Vasily Grossman’s masterpiece Life and Fate is fascinating for many reasons, and one of them is the way that it is both a pastiche and a personal statement; a conscious, cold-blooded attempt to sum up everything Grossman knew about the Great Patriotic War, and at the same time to rewrite War and Peace. Tolstoy’s novel was the only book Grossman read during the war, and he read it twice; War and Peace hangs over Grossman’s book as a template and a lodestar, and the measure of Grossman’s achievement is that a comparison between the two books is not grotesque.
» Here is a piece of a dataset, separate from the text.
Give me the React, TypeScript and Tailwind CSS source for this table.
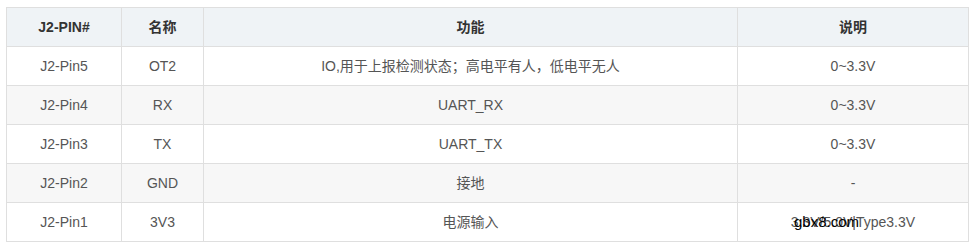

Life and Fate also contains ‘one of the most extraordinary, electric moments in 20th-century literature’, when Viktor Shtrum (Kenneth Branagh to Radio 4 listeners) receives a phone call in the middle of the night:
A voice unbelievably similar to the voice that had addressed the nation, the army, the entire world on July 1941, now addressed a solitary individual holding a telephone receiver.
‘Good day, comrade Shtrum.’
At that moment everything came together in a jumble of half-formed thoughts and feelings – triumph, a sense of weakness, fear that all this might just be some maniac playing a trick on him, pages of closely written manuscript, that endless questionnaire, the Lubyanka…
Viktor knew that his fate was now being settled. He also had a vague sense of loss, as though he had lost something peculiarly dear to him, something good and touching.
‘Good day, Iosif Vissarionovich,’ he said, astonished to hear himself pronouncing such unimaginable words on the telephone.